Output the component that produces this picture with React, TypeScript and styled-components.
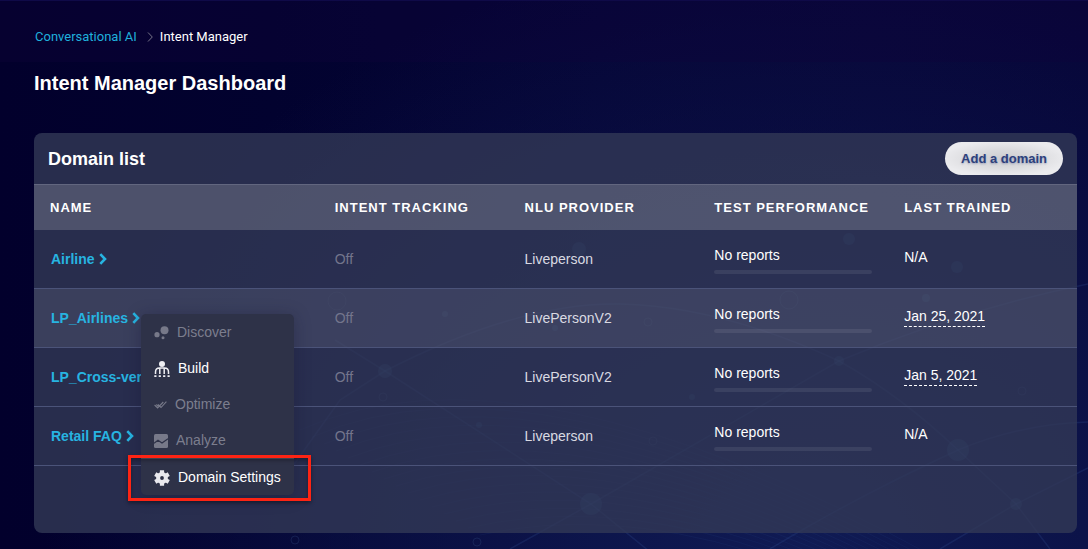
import React from "react";
import styled, { createGlobalStyle } from "styled-components";

const GlobalStyle = createGlobalStyle`
  * { box-sizing: border-box; }
  body {
    margin: 0;
    background: #02002c;
    color: #fff;
    font-family: "Liberation Sans", Arial, sans-serif;
    font-size: 14px;
    line-height: 20px;
  }
`;

const Page = styled.div`
  position: relative;
  isolation: isolate;
  min-height: 100vh;
  padding-bottom: 16px;
  background:
    radial-gradient(ellipse 70% 110% at 74% 100%, #101b54 0%, rgba(13, 22, 76, 0.65) 50%, rgba(2, 0, 44, 0) 100%),
    linear-gradient(90deg, #02002c 0%, #02022f 25%, #050536 55%, #070638 80%, #060538 100%);
`;

const Backdrop = styled.svg`
  position: absolute;
  inset: 0;
  width: 100%;
  height: 100%;
  z-index: -1;
`;

const TopBar = styled.nav`
  display: flex;
  align-items: center;
  height: 62px;
  padding: 10px 35px 0;
  border-top: 1px solid #0f0a48;
  background: rgba(16, 4, 60, 0.3);
  font-family: Roboto, sans-serif;
  font-size: 13px;
`;

const CrumbLink = styled.a`
  color: #1fb0dc;
  text-decoration: none;
`;

const CrumbArrow = styled.svg`
  width: 6px;
  height: 10px;
  margin: 0 7px 0 10px;
`;

const Main = styled.main`
  padding: 11px 11px 0 34px;
`;

const Title = styled.h1`
  margin: 0 0 40px;
  font-size: 20px;
  line-height: 20px;
  font-weight: 700;
`;

const Card = styled.section`
  padding-bottom: 67px;
  border-radius: 8px;
  background: rgba(51, 57, 86, 0.79);
`;

const CardHeader = styled.header`
  display: flex;
  align-items: center;
  justify-content: space-between;
  height: 51px;
  padding: 0 14px;
`;

const CardTitle = styled.h2`
  margin: 0;
  font-size: 18px;
  line-height: 20px;
`;

const AddButton = styled.button`
  height: 33px;
  padding: 0 16px;
  border: 0;
  border-radius: 17px;
  background: radial-gradient(ellipse at center, #cdcdd1 0%, #d9d9dc 35%, #ebebee 75%);
  color: #2d3f7c;
  font: 700 13px/20px "Liberation Sans", Arial, sans-serif;
  text-shadow: 0 1px 2px rgba(45, 63, 124, 0.35);
`;

const Table = styled.table`
  width: 100%;
  table-layout: fixed;
  border-collapse: separate;
  border-spacing: 0;
`;

const HeadCell = styled.th<{ $width: string }>`
  width: ${(p) => p.$width};
  height: 46px;
  padding: 0 0 0 16px;
  border-top: 1px solid #62667f;
  background: rgba(250, 252, 245, 0.18);
  font-size: 13px;
  letter-spacing: 1px;
  text-align: left;
  white-space: nowrap;
`;

const Row = styled.tr<{ $active?: boolean }>`
  background: ${(p) => (p.$active ? "rgba(255, 255, 255, 0.085)" : "transparent")};
`;

const Cell = styled.td<{ $tone?: "muted" | "soft" }>`
  position: relative;
  height: 59px;
  padding: 0 16px;
  border-bottom: 1px solid #4b5379;
  vertical-align: middle;
  white-space: nowrap;
  color: ${(p) => (p.$tone === "muted" ? "#73758c" : p.$tone === "soft" ? "#d9dae2" : "#fff")};

  &:first-child { padding-left: 17px; }
`;

const DomainLink = styled.a`
  display: inline-flex;
  align-items: center;
  gap: 4px;
  color: #27b4e1;
  font-weight: 700;
  text-decoration: none;
`;

const LinkArrow = styled.svg`
  width: 8px;
  height: 12px;
`;

const Reports = styled.div`
  display: grid;
  gap: 5px;
`;

const Track = styled.div`
  height: 4px;
  border-radius: 2px;
  background: rgba(255, 255, 255, 0.08);
`;

const Trained = styled.span<{ $dated: boolean }>`
  display: block;
  width: fit-content;
  margin-bottom: 4px;
  border-bottom: 1px dashed ${(p) => (p.$dated ? "#fff" : "transparent")};
`;

const Menu = styled.div`
  position: absolute;
  z-index: 2;
  top: 25px;
  left: 107px;
  width: 153px;
  border-radius: 5px;
  background: #2e3248;
  box-shadow: 0 2px 16px rgba(20, 20, 50, 0.35);
`;

const MenuItem = styled.button`
  display: flex;
  align-items: center;
  gap: 8px;
  width: 100%;
  height: 36px;
  padding: 0 13px;
  border: 0;
  background: none;
  color: #fff;
  font: 14px/20px "Liberation Sans", Arial, sans-serif;
  white-space: nowrap;

  &:disabled { color: #7c7e8e; }
`;

const MenuFooter = styled.div`
  position: relative;
  border-top: 1px solid #555866;
`;

const Callout = styled.div`
  position: absolute;
  inset: -4px -17px -6px -13px;
  border: 3px solid #fd2414;
  box-shadow: 0 2px 4px rgba(0, 0, 0, 0.4), inset 0 2px 4px rgba(0, 0, 0, 0.35);
  pointer-events: none;
`;

const DiscoverIcon = () => (
  <svg width="15" height="16" viewBox="0 0 15 16" fill="#777989" aria-hidden="true">
    <circle cx="10.5" cy="6.300" r="4" />
    <circle cx="3" cy="10.700" r="2.6" />
    <circle cx="9" cy="13.800" r="1.5" />
  </svg>
);

const BuildIcon = () => (
  <svg width="16" height="18" viewBox="0 0 16 18" fill="none" stroke="#eeeef3" strokeWidth="1.5" aria-hidden="true">
    <circle cx="8" cy="5" r="3" fill="#eeeef3" stroke="none" />
    <path d="M1.5 15v-2c0-2.500 1.500-4 4-4h5c2.500 0 4 1.500 4 4v2M5.800 9v6M10.200 9v6" />
    <path d="M.3 17.100h2.200M4.700 17.100h2.200M9.100 17.100h2.200M13.500 17.100h2.200" strokeWidth="1.600" />
  </svg>
);

const OptimizeIcon = () => (
  <svg width="13" height="10" viewBox="0 0 13 10" fill="none" stroke="#777989" strokeWidth="1.1" aria-hidden="true">
    <path d="M.6 6 3.600 9 9.300 3M4 5.500 7 8.500 12.400 2.600" />
    <path d="M2.400 5.500 4 7.100 5 6.100" />
  </svg>
);

const AnalyzeIcon = () => (
  <svg width="14" height="16" viewBox="0 0 14 16" aria-hidden="true">
    <rect y="2" width="14" height="14" rx="1.500" fill="#777989" />
    <path d="M0 11.300 4 8.300 8 11 14 6.800" fill="none" stroke="#2e3248" strokeWidth="1.200" />
  </svg>
);

const GearIcon = () => (
  <svg width="16" height="18" viewBox="0 0 16 18" fill="none" stroke="#e9e9ee" aria-hidden="true">
    <circle cx="8" cy="10" r="3.900" strokeWidth="4" />
    {[0, 60, 120].map((angle) => (
      <path
        key={angle}
        d="M8 2.200V5.500M8 14.500v3.300"
        strokeWidth="4.200"
        transform={`rotate(${angle} 8 10)`}
      />
    ))}
  </svg>
);

const Network = () => (
  <Backdrop viewBox="0 0 1088 549" preserveAspectRatio="xMidYMid slice" aria-hidden="true">
    <g fill="none" stroke="#35579c" strokeOpacity=".22" strokeWidth="1.500">
      <path d="M335 340 385 371 591 504 660 560" />
      <path d="M385 371Q520 302 620 304T839 361" />
      <path d="M385 371 340 400 290 470" />
      <path d="M510 549 591 504 839 361Q960 310 1088 284" />
      <path d="M839 361Q900 395 958 450L1016 504 1050 549" />
      <path d="M770 549Q850 500 958 450 1020 424 1088 422" />
      <path d="M940 549 1016 504 1088 468" />
    </g>
    <g fill="none" stroke="#35579c" strokeOpacity=".1">
      {Array.from({ length: 16 }, (_, i) => (
        <path key={i} d={`M${300 + i * 12} ${430 + i * 7}Q${520 + i * 14} ${330 + i * 10} ${940 + i * 8} ${560 + i * 10}`} />
      ))}
    </g>
    <g fill="#31659a" fillOpacity=".28">
      <circle cx="849" cy="239" r="6" />
      <circle cx="957" cy="267" r="6" />
      <circle cx="579" cy="249" r="7" />
      <circle cx="385" cy="371" r="7" />
      <circle cx="591" cy="504" r="11" />
      <circle cx="839" cy="361" r="5" />
      <circle cx="958" cy="450" r="11" />
      <circle cx="1016" cy="504" r="6" />
      <circle cx="926" cy="298" r="4" />
      <circle cx="445" cy="314" r="3" />
      <circle cx="555" cy="328" r="3" />
      <circle cx="479" cy="425" r="3" />
      <circle cx="692" cy="397" r="3" />
    </g>
    <g fill="none" stroke="#46629c" strokeOpacity=".22">
      <circle cx="337" cy="301" r="9" />
      <circle cx="789" cy="300" r="9" />
      <circle cx="648" cy="322" r="4" />
      <circle cx="383" cy="397" r="4" />
      <circle cx="653" cy="441" r="4" />
      <circle cx="1022" cy="391" r="4" />
      <circle cx="477" cy="542" r="4" />
      <circle cx="295" cy="540" r="4" />
    </g>
  </Backdrop>
);

const DomainMenu = () => (
  <Menu role="menu" aria-label="LP_Airlines">
    <MenuItem role="menuitem" disabled><DiscoverIcon />Discover</MenuItem>
    <MenuItem role="menuitem"><BuildIcon />Build</MenuItem>
    <MenuItem role="menuitem" disabled><OptimizeIcon />Optimize</MenuItem>
    <MenuItem role="menuitem" disabled><AnalyzeIcon />Analyze</MenuItem>
    <MenuFooter>
      <MenuItem role="menuitem"><GearIcon />Domain Settings</MenuItem>
      <Callout />
    </MenuFooter>
  </Menu>
);

const columns = [
  { label: "NAME", width: "27.3%" },
  { label: "INTENT TRACKING", width: "18.2%" },
  { label: "NLU PROVIDER", width: "18.2%" },
  { label: "TEST PERFORMANCE", width: "18.2%" },
  { label: "LAST TRAINED", width: "18.1%" },
];

const domains = [
  { name: "Airline", provider: "Liveperson", trained: "N/A" },
  { name: "LP_Airlines", provider: "LivePersonV2", trained: "Jan 25, 2021", open: true },
  { name: "LP_Cross-vertical", provider: "LivePersonV2", trained: "Jan 5, 2021" },
  { name: "Retail FAQ", provider: "Liveperson", trained: "N/A" },
];

export default function App() {
  return (
    <Page>
      <GlobalStyle />
      <Network />
      <TopBar aria-label="Breadcrumb">
        <CrumbLink href="#conversational-ai">Conversational AI</CrumbLink>
        <CrumbArrow viewBox="0 0 6 10" fill="none" stroke="#777589" aria-hidden="true">
          <path d="M1 .5 5.300 5 1 9.500" />
        </CrumbArrow>
        <span aria-current="page">Intent Manager</span>
      </TopBar>
      <Main>
        <Title>Intent Manager Dashboard</Title>
        <Card>
          <CardHeader>
            <CardTitle>Domain list</CardTitle>
            <AddButton type="button">Add a domain</AddButton>
          </CardHeader>
          <Table>
            <thead>
              <tr>
                {columns.map((c) => (
                  <HeadCell key={c.label} $width={c.width} scope="col">{c.label}</HeadCell>
                ))}
              </tr>
            </thead>
            <tbody>
              {domains.map((d) => (
                <Row key={d.name} $active={d.open}>
                  <Cell>
                    <DomainLink href={`#${d.name}`}>
                      {d.name}
                      <LinkArrow viewBox="0 0 8 12" fill="none" stroke="currentColor" strokeWidth="2.600" aria-hidden="true">
                        <path d="M1.300 1.200 6 6 1.300 10.800" />
                      </LinkArrow>
                    </DomainLink>
                    {d.open && <DomainMenu />}
                  </Cell>
                  <Cell $tone="muted">Off</Cell>
                  <Cell $tone="soft">{d.provider}</Cell>
                  <Cell>
                    <Reports>
                      No reports
                      <Track />
                    </Reports>
                  </Cell>
                  <Cell>
                    <Trained $dated={d.trained !== "N/A"}>{d.trained}</Trained>
                  </Cell>
                </Row>
              ))}
            </tbody>
          </Table>
        </Card>
      </Main>
    </Page>
  );
}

* Exercise aim
Make a copy of each line that contains the string "components".

* Result of this exercise
Output the component that produces this picture with React, TypeScript and styled-components.
import styled, { createGlobalStyle } from "styled-components";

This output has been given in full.